Moral Theology, Volume 1, by St. Alphonsus Liguori , Ryan Grant (Translator)
CHAPTER III: On the Capital Sins in Particular
(. . .)
What is envy?
72.—Resp. There is sadness on another good, exactly as it is diminutive of a proper excellence, so that these would be directly against charity; for this rejoices in the good of our neighbor but envy desires the good of our neighbor to be destroyed, or is sad when it is not.
(When one disputes on this sin, take notice of propositions 13, 14, and 15 among those condemned by Innocent XI).
Thus the following are resolved:
1. It is mortal by its very nature, and very serious and also against the Holy Spirit, if it would be over grace itself, or the help of God.
2. The daughters, similarly, are mortal of their nature and are numbered:
a) hatred, on which we spoke of above;
b) Detraction, on which we will speak on the 8th commandment;
c) Joy in the evils of our neighbor;
d) Gossiping, which is speech about one’s neighbor to destroy his friendship with others, which hence one is held to make restitution for gossiping, and again to reconcile, not otherwise and the detractor of repute not otherwise.

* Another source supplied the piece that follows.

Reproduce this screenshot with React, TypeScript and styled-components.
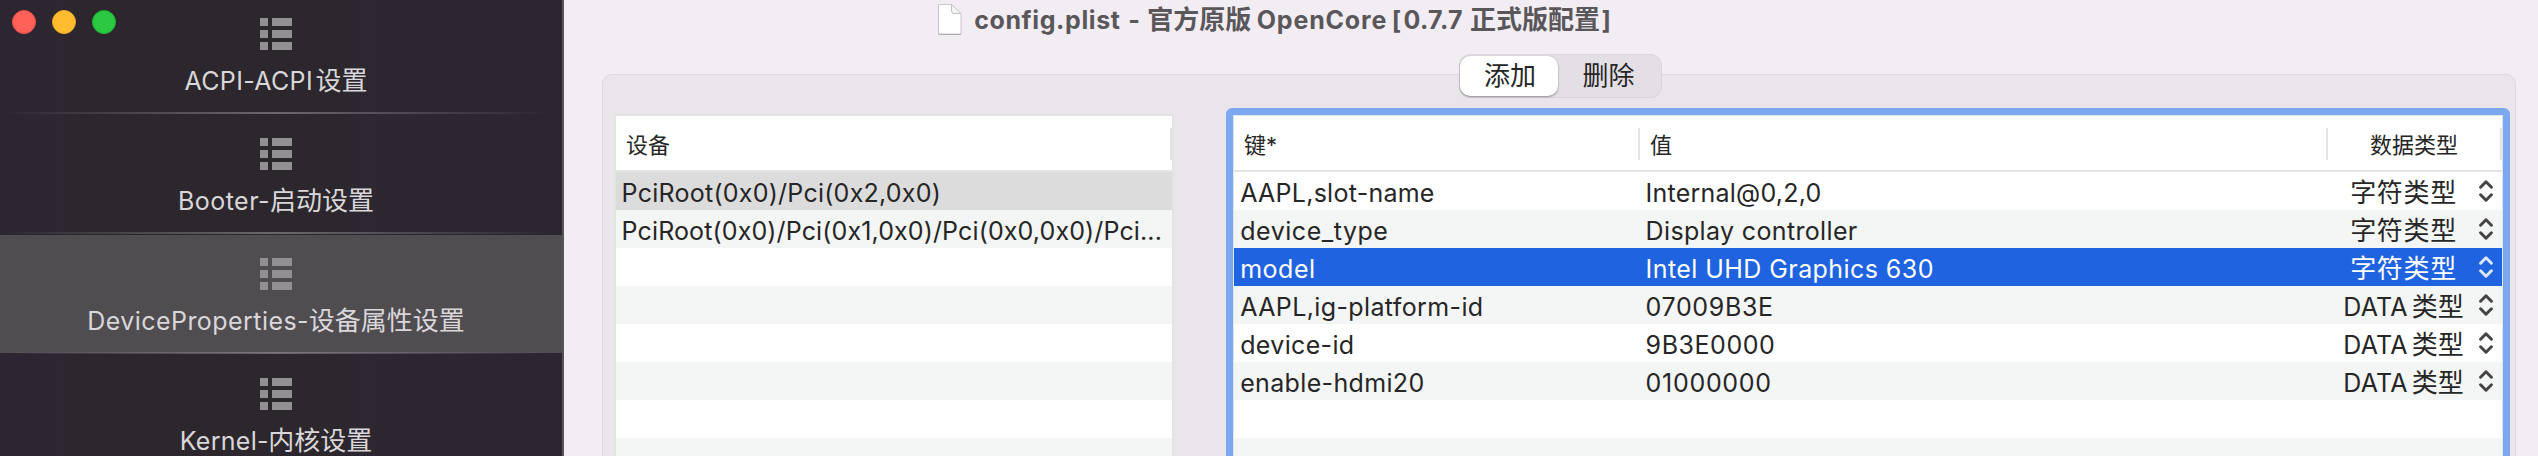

See on the 8th commandment.
Whether someone could dissolve the friendship of another short of infamy by telling others, viz. about natural defects, or similar things, that it would follow he be expelled from the place? Some authors reject that (Azor, Trull. Filliuci, etc., cited by the Salamancans de rest. c. 4, p. 3, n. 22). But others uphold it (the Salamancans bid., with de Soto, Bonacina, Arag. Serra, Prado), because although without force or fraud to procure good gratuity for someone, with exclusion of another. But the first opinion is more probable, while Lessius (l. 2, c. 11, dub. 3, n. 14) and the Salamancans themselves (ibid., p. 5, § 2, n. 45), with Navarre, Bonacina, Sayr, and Diana, teach in common that publication of natural defects will be a grave sin, if thence one impeded another from obtaining some temporal good: since therefore a publication of this sort will be unjust in itself, otherwise it fraudulently is procured from the acquired friendship.
3. If there will be sadness over the good of another, insofar as it is for him, or otherwise if one fears harm, e.g. his enemy is carried to office so that he could more easily harm him, it is not envy but fear, which is not per se a sin unless it were disordered. Laymann, l. 3, tr. 3, c. 10.
4. If sadness were for that which a is good lacking in us, which another has, so that, nevertheless, we do not desire it for another, it is not envy but emulation, or zeal, which is in regard to a genuine good, and it is praiseworthy; but if in regard to temporal things, it is a venial sin, such as if a good were disproportionate to the one that was sad, such as if a country bumpkin were sad that he were not king. Laymann, l. 3, tr. 3, c. 10, n. 2.
5. If the sadness is over the good of another insofar as it is unworthy, it is not envy but indignation, which is not a sin; still, it will be even a mortal sin if either one would take issue with the providence of God (and that is a blasphemy), or if it would so affect that it would lead men to imitate an evil. Cajetan, Laymann (loc. cit.)
6. If one were sad that another might increase to be equal to him, or not much unequal in an excellence, that he would become superior to him and the former would apprehend the increase of the excellence as bad for him, it is envy properly so called; for one is said to be envious because he is not seeing, because he cannot see the good of another man without sadness. 6 Bald., d. 29, l. 3.
So they usually sin:
a) the ambitious, and those who seek glory in some matter which, when they put in it, that in that matter they might alone be singular, they are grieved and sad when if others accede to it;
b) The pusillanimous, to whom all things seem great, they think each good of another diminishes them, just as some women easily apprehend and are sad if someone has a higher good than they, e.g. beauty;
c) Old men in respect to the youth, and everyone that difficulty obtains something which others easily obtain. Bald., loc. cit.
7. Someone in his adversity, or on account of the prosperity of others, desires that he was never born, or that he were made into a brute animal, or curses the day he was born, or that he first saw another man, or married, if he only intends to curse irrational creatures, e.g. days (or the day of his birth or marriage), which seems to him to have brought on so many evils or punishments, it is only venial (sometimes it is also no sin at all, such as Job), moreover, if he deliberately intends to desire evil for a man, or himself, or another on the day that they were born or married, it is a mortal sin. Escobar, and Marchant., man. c. 3.